* _EXERCISE INSTRUCTIONS_
Isolate every line in the data with the string "code" and copy it.

———

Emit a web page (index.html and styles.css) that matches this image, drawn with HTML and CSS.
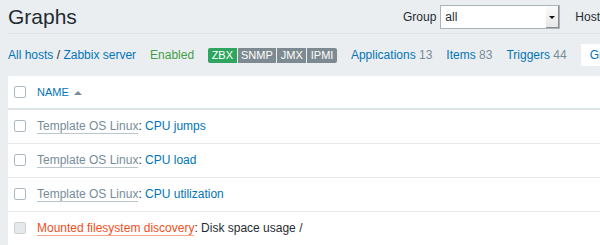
FILE: index.html
```html
<!DOCTYPE html>
<html lang="en">
<head>
    <meta charset="UTF-8">
    <title>Graphs</title>
    <link rel="stylesheet" href="styles.css">
</head>
<body>
    <div class="page">
        <div class="header">
            <h1 class="title">Graphs</h1>
            <div class="filter">
                <label class="filter-label">Group</label>
                <div class="select"><span class="select-value">all</span><span class="select-arrow"></span></div>
                <label class="filter-label host-label">Host</label>
                <div class="select"><span class="select-value">Zabbix server</span><span class="select-arrow"></span></div>
            </div>
        </div>

        <div class="host-nav">
            <div class="breadcrumbs"><a class="link" href="#">All hosts</a> / <a class="link" href="#">Zabbix server</a></div>
            <span class="status-enabled">Enabled</span>
            <div class="tags">
                <span class="tag tag-on">ZBX</span>
                <span class="tag">SNMP</span>
                <span class="tag">JMX</span>
                <span class="tag">IPMI</span>
            </div>
            <div><a class="link" href="#">Applications</a> <span class="count">13</span></div>
            <div><a class="link" href="#">Items</a> <span class="count">83</span></div>
            <div><a class="link" href="#">Triggers</a> <span class="count">44</span></div>
            <div class="tab-active"><span class="tab-text">Graphs</span> <span class="count">7</span></div>
        </div>

        <table class="list-table">
            <thead>
                <tr>
                    <th class="cell-check"><span class="checkbox"></span></th>
                    <th><a class="sort-link" href="#">Name</a><span class="sort-arrow"></span></th>
                </tr>
            </thead>
            <tbody>
                <tr>
                    <td class="cell-check"><span class="checkbox"></span></td>
                    <td><a class="link-alt grey" href="#">Template OS Linux</a>: <a class="link" href="#">CPU jumps</a></td>
                </tr>
                <tr>
                    <td class="cell-check"><span class="checkbox"></span></td>
                    <td><a class="link-alt grey" href="#">Template OS Linux</a>: <a class="link" href="#">CPU load</a></td>
                </tr>
                <tr>
                    <td class="cell-check"><span class="checkbox"></span></td>
                    <td><a class="link-alt grey" href="#">Template OS Linux</a>: <a class="link" href="#">CPU utilization</a></td>
                </tr>
                <tr>
                    <td class="cell-check"><span class="checkbox disabled"></span></td>
                    <td><a class="link-alt orange" href="#">Mounted filesystem discovery</a>: Disk space usage /</td>
                </tr>
            </tbody>
        </table>
    </div>
</body>
</html>
```

FILE: styles.css
```css
* {
    box-sizing: border-box;
}

body {
    margin: 0;
    background: #ebeef0;
    color: #1f2c33;
    font-family: 'Liberation Sans', Arial, sans-serif;
    font-size: 12px;
    overflow: hidden;
}

a {
    text-decoration: none;
}

.page {
    width: 732px;
    padding: 0 8px;
}

.header {
    display: flex;
    align-items: center;
    height: 34px;
    border-bottom: 1px solid #dde3e6;
}

.title {
    margin: 0;
    font-size: 21px;
    font-weight: normal;
    line-height: 25px;
}

.filter {
    margin-left: auto;
    display: flex;
    align-items: center;
}

.filter-label {
    margin-right: 4px;
}

.host-label {
    margin-left: 15px;
}

.select {
    display: flex;
    align-items: stretch;
    width: 120px;
    height: 24px;
    background: #fff;
    border: 1px solid #a9b4ba;
}

.select-value {
    flex: 1;
    padding-left: 4px;
    line-height: 22px;
    color: #1f2c33;
}

.select-arrow {
    position: relative;
    width: 13px;
    background: linear-gradient(#fbfbfb, #e6e6e6);
    box-shadow: inset -1px -1px 0 #8c8c8c;
}

.select-arrow::after {
    content: "";
    position: absolute;
    left: 3px;
    top: 10px;
    border-left: 3px solid transparent;
    border-right: 3px solid transparent;
    border-top: 3px solid #111;
}

.host-nav {
    display: flex;
    align-items: center;
    gap: 14px;
    height: 42px;
    white-space: nowrap;
}

.link {
    color: #0275b8;
}

.status-enabled {
    color: #429e47;
}

.count {
    color: #768d99;
}

.tags {
    display: flex;
    gap: 1px;
    border-radius: 2px;
    overflow: hidden;
}

.tag {
    background: #7e8a91;
    color: #fff;
    font-size: 11px;
    line-height: 15px;
    padding: 0 3.5px;
}

.tag-on {
    background: #2fa65f;
}

.tab-active {
    background: #fff;
    height: 22px;
    line-height: 22px;
    padding: 0 9px;
}

.tab-text {
    color: #0275b8;
}

.list-table {
    width: 100%;
    background: #fff;
    border-collapse: collapse;
}

.list-table th {
    height: 33px;
    text-align: left;
    font-weight: normal;
    border-bottom: 2px solid #dfe4e7;
    padding: 0;
}

.list-table td {
    height: 34px;
    border-bottom: 1px solid #e8ebed;
    padding: 0;
}

.cell-check {
    width: 29px;
    padding-left: 6px !important;
    line-height: 0;
}

.checkbox {
    display: inline-block;
    width: 12px;
    height: 12px;
    border: 1px solid #acbbc2;
    border-radius: 2px;
    background: #fff;
}

.checkbox.disabled {
    background: #e6e9eb;
    border-color: #c8cfd3;
}

.sort-link {
    color: #0275b8;
    text-transform: uppercase;
    font-size: 11px;
}

.sort-arrow {
    display: inline-block;
    margin-left: 5px;
    vertical-align: 1px;
    border-left: 4px solid transparent;
    border-right: 4px solid transparent;
    border-bottom: 4px solid #768d99;
}

.link-alt {
    border-bottom: 1px solid;
}

.link-alt.grey {
    color: #768d99;
    border-bottom-color: rgba(118, 141, 153, 0.5);
}

.link-alt.orange {
    color: #f24f1d;
    border-bottom-color: rgba(242, 79, 29, 0.5);
}
```
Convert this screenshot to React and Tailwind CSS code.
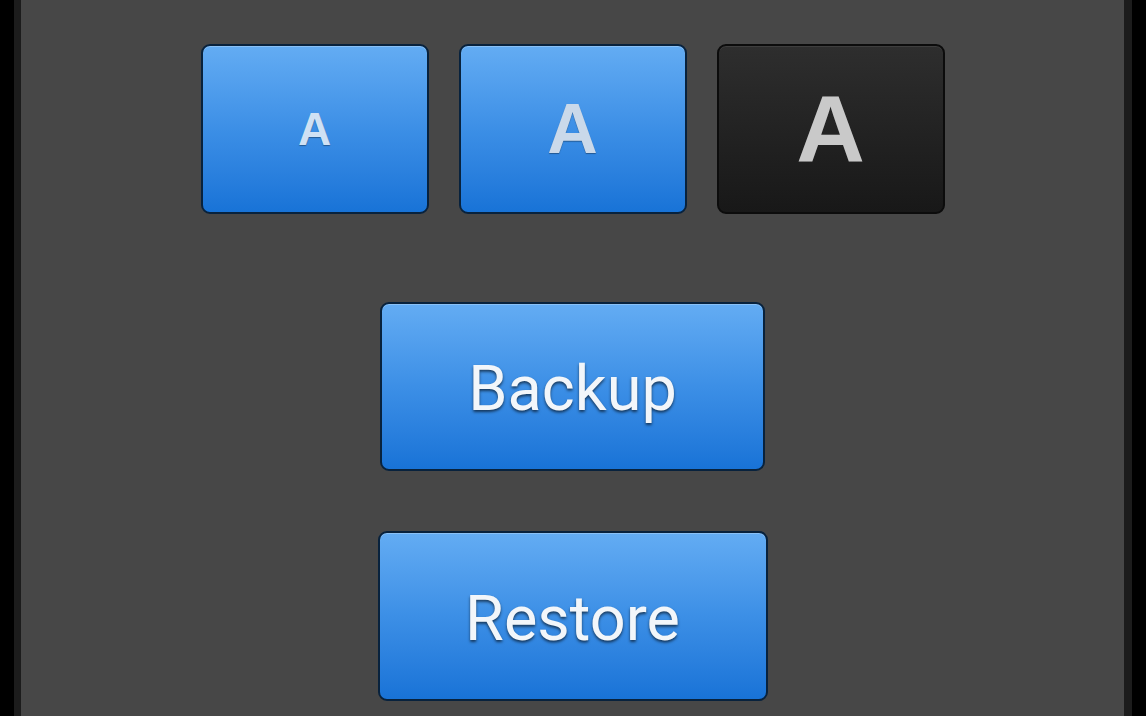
export default function App() {
  const blue =
    "rounded-[9px] border-2 border-[#08223d] bg-gradient-to-b from-[#63acf3] via-[#3c8fe6] to-[#1873d7] shadow-[inset_0_1px_0_rgba(255,255,255,0.25)] flex items-center justify-center";
  return (
    <div className="flex h-[716px] w-[1146px] bg-black overflow-hidden">
      <div className="w-[14px] bg-black" />
      <div className="w-[7px] bg-[#1c1c1c]" />
      <div className="flex-1 bg-[#474747] flex flex-col items-center pt-[44px]">
        <div className="flex gap-[30px]">
          <div className={`w-[228px] h-[170px] ${blue}`}>
            <span className="font-['Liberation_Sans',Arial,sans-serif] font-bold text-[46px] leading-none text-[#cfe1f4] [text-shadow:0_1px_1px_rgba(0,0,0,0.35)]">
              A
            </span>
          </div>
          <div className={`w-[228px] h-[170px] ${blue}`}>
            <span className="font-['Liberation_Sans',Arial,sans-serif] font-bold text-[70px] leading-none text-[#cad9ea] [text-shadow:0_1px_1px_rgba(0,0,0,0.35)]">
              A
            </span>
          </div>
          <div className="w-[228px] h-[170px] rounded-[9px] border-2 border-[#0c0c0c] bg-gradient-to-b from-[#2e2e2e] to-[#181818] shadow-[inset_0_1px_0_rgba(255,255,255,0.08)] flex items-center justify-center">
            <span className="font-['Liberation_Sans',Arial,sans-serif] font-bold text-[95px] leading-none text-[#c9c9c9]">
              A
            </span>
          </div>
        </div>
        <div className={`mt-[88px] w-[385px] h-[169px] ${blue}`}>
          <span className="font-['Roboto',sans-serif] text-[63px] leading-none text-[#f2f6fa] pt-[4px] [text-shadow:0_2px_3px_rgba(0,0,0,0.6)]">
            Backup
          </span>
        </div>
        <div className={`mt-[60px] w-[390px] h-[170px] ${blue}`}>
          <span className="font-['Roboto',sans-serif] text-[63px] leading-none text-[#f2f6fa] pt-[4px] [text-shadow:0_2px_3px_rgba(0,0,0,0.6)]">
            Restore
          </span>
        </div>
      </div>
      <div className="w-[8px] bg-[#1c1c1c]" />
      <div className="w-[14px] bg-black" />
    </div>
  );
}
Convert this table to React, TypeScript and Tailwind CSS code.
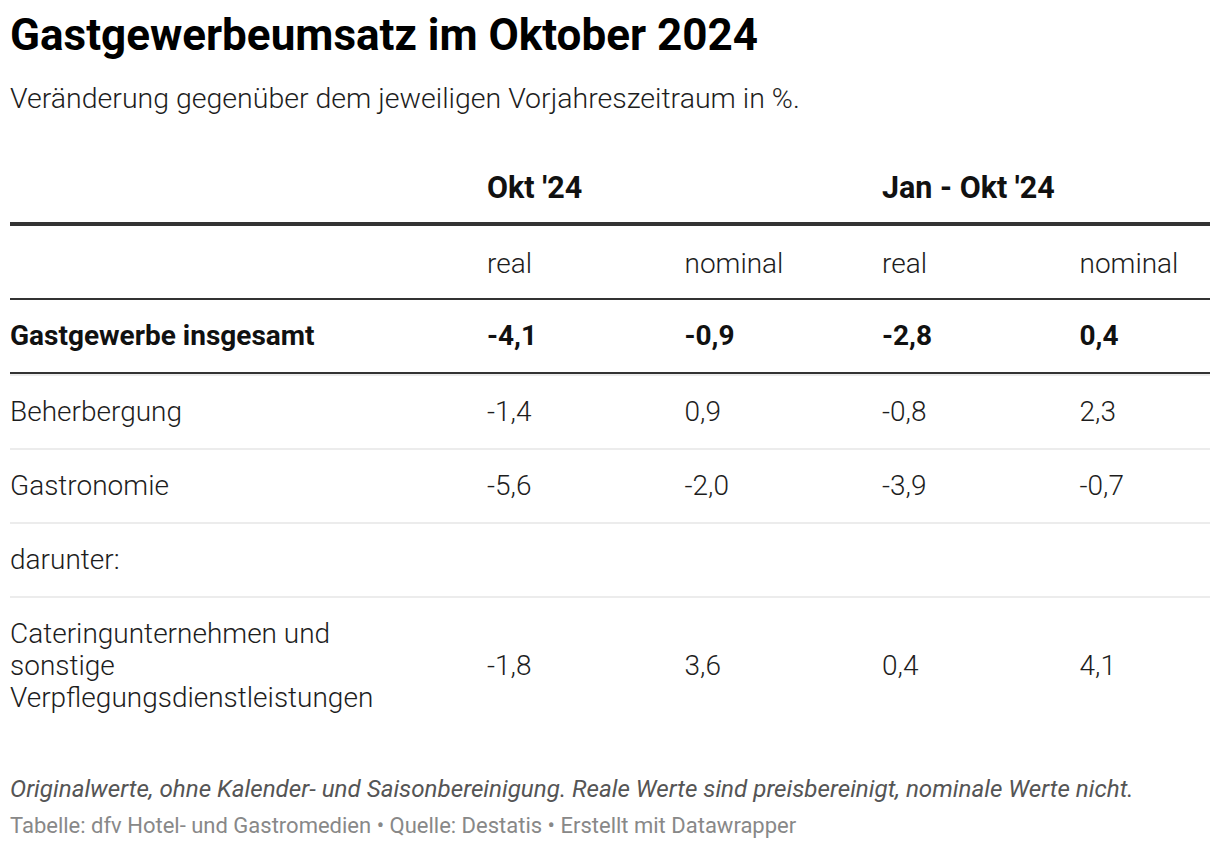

———

* _COMPLETED EXERCISE_
Convert this screenshot to React and Tailwind CSS code.
Convert this table to React, TypeScript and Tailwind CSS code.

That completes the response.